Persistence of Vision

The written symbol extends infinitely, as regards time and space, the range within which one mind can communicate with another.

Samuel Butler, Life and Habit, London: Trubner & Co, 1978

We live at a time when all previous forms of media are potentially hyperlinked and accessible. We added moving images and sound to the written symbol as means to extend perception, communication, knowledge, and imagination. It may seem lofty to claim that our media archives are to culture what memory is to the human brain. But to the extent that we have not yet embraced caring for these as means of extending our senses, our vision and reach are impaired.

The work still to be done is far from trivial, but my experience has been that it begins by focusing on the data.

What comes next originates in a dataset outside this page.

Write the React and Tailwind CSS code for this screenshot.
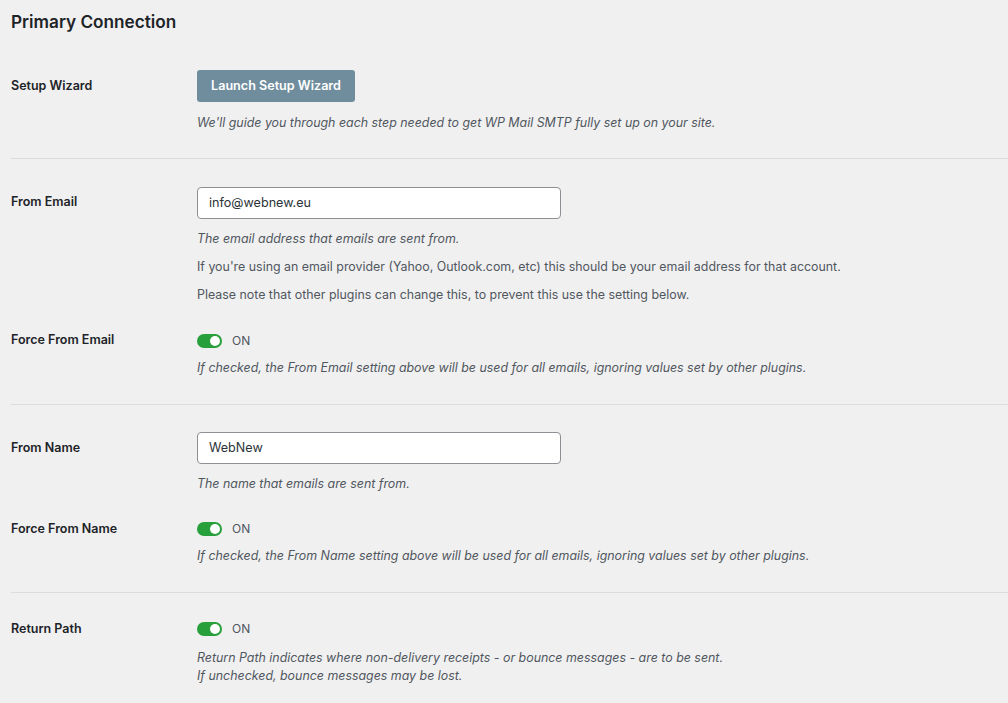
import React from "react";

const font = { fontFamily: "Inter, 'Noto Sans', sans-serif" };

function Label({ children, className = "" }) {
  return (
    <div className={"w-[186px] shrink-0 text-[12.5px] font-semibold text-[#1d2327] " + className}>
      {children}
    </div>
  );
}

function Desc({ children, className = "" }) {
  return <p className={"text-[12.4px] italic leading-[18px] text-[#50575e] " + className}>{children}</p>;
}

function Plain({ children, className = "" }) {
  return <p className={"text-[12.4px] leading-[18px] text-[#50575e] " + className}>{children}</p>;
}

function Toggle() {
  return (
    <div className="flex h-[20px] items-center gap-[10px]">
      <span className="flex h-[14px] w-[25px] items-center justify-end rounded-full bg-[#27a03c] pr-[2px]">
        <span className="h-[10px] w-[10px] rounded-full bg-white" />
      </span>
      <span className="text-[12px] text-[#50575e]">ON</span>
    </div>
  );
}

function Input({ value }) {
  return (
    <div className="flex h-[32px] w-[364px] items-center rounded-[4px] border border-[#8c8f94] bg-white px-[11px] text-[12.6px] text-[#2c3338]">
      {value}
    </div>
  );
}

export default function App() {
  return (
    <div className="min-h-screen bg-[#f0f0f1] pl-[11px]" style={font}>
      <h2 className="pt-[11px] text-[17.2px] font-semibold leading-[22px] text-[#1d2327]">Primary Connection</h2>

      {/* Setup wizard */}
      <div className="mt-[37px] border-b border-[#dcdcde] pb-[26px]">
        <div className="flex">
          <Label className="leading-[32px]">Setup Wizard</Label>
          <div>
            <button className="h-[32px] w-[158px] rounded-[3px] bg-[#6f8d9d] text-[12.6px] font-semibold text-white">
              Launch Setup Wizard
            </button>
            <Desc className="mt-[12px]">We'll guide you through each step needed to get WP Mail SMTP fully set up on your site.</Desc>
          </div>
        </div>
      </div>

      {/* From email */}
      <div className="border-b border-[#dcdcde] pb-[27px] pt-[28px]">
        <div className="flex">
          <Label className="leading-[30px]">From Email</Label>
          <div>
            <Input value="info@webnew.eu" />
            <Desc className="mt-[11px]">The email address that emails are sent from.</Desc>
            <Plain className="mt-[10px]">If you're using an email provider (Yahoo, Outlook.com, etc) this should be your email address for that account.</Plain>
            <Plain className="mt-[10px]">Please note that other plugins can change this, to prevent this use the setting below.</Plain>
          </div>
        </div>
        <div className="mt-[27px] flex">
          <Label className="leading-[18px]">Force From Email</Label>
          <div>
            <Toggle />
            <Desc className="mt-[8px]">If checked, the From Email setting above will be used for all emails, ignoring values set by other plugins.</Desc>
          </div>
        </div>
      </div>

      {/* From name */}
      <div className="border-b border-[#dcdcde] pb-[27px] pt-[27px]">
        <div className="flex">
          <Label className="leading-[32px]">From Name</Label>
          <div>
            <Input value="WebNew" />
            <Desc className="mt-[11px]">The name that emails are sent from.</Desc>
          </div>
        </div>
        <div className="mt-[26px] flex">
          <Label className="leading-[20px]">Force From Name</Label>
          <div>
            <Toggle />
            <Desc className="mt-[8px]">If checked, the From Name setting above will be used for all emails, ignoring values set by other plugins.</Desc>
          </div>
        </div>
      </div>

      {/* Return path */}
      <div className="pt-[26px] pb-[20px]">
        <div className="flex">
          <Label className="leading-[20px]">Return Path</Label>
          <div>
            <Toggle />
            <Desc className="mt-[10px]">
              Return Path indicates where non-delivery receipts - or bounce messages - are to be sent.
              <br />
              If unchecked, bounce messages may be lost.
            </Desc>
          </div>
        </div>
      </div>
    </div>
  );
}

The technical means of handling data will change, but we can make the data accessible as systems and standards evolve. Small institutions like Illinois Public Media can’t do everything required for preservation, but we can serve as a node in a larger preservation ecosystem. In terms of preserving an aggregate of potentially all institutional media collections, resources can be allocated at different levels depending on roles and scope. The thing that has brought such rapid change, the Internet, is also a fantastic means of connecting the levels.

We may have limited resources, but fortunately we have an architecture of collaboration we’re just now beginning to understand.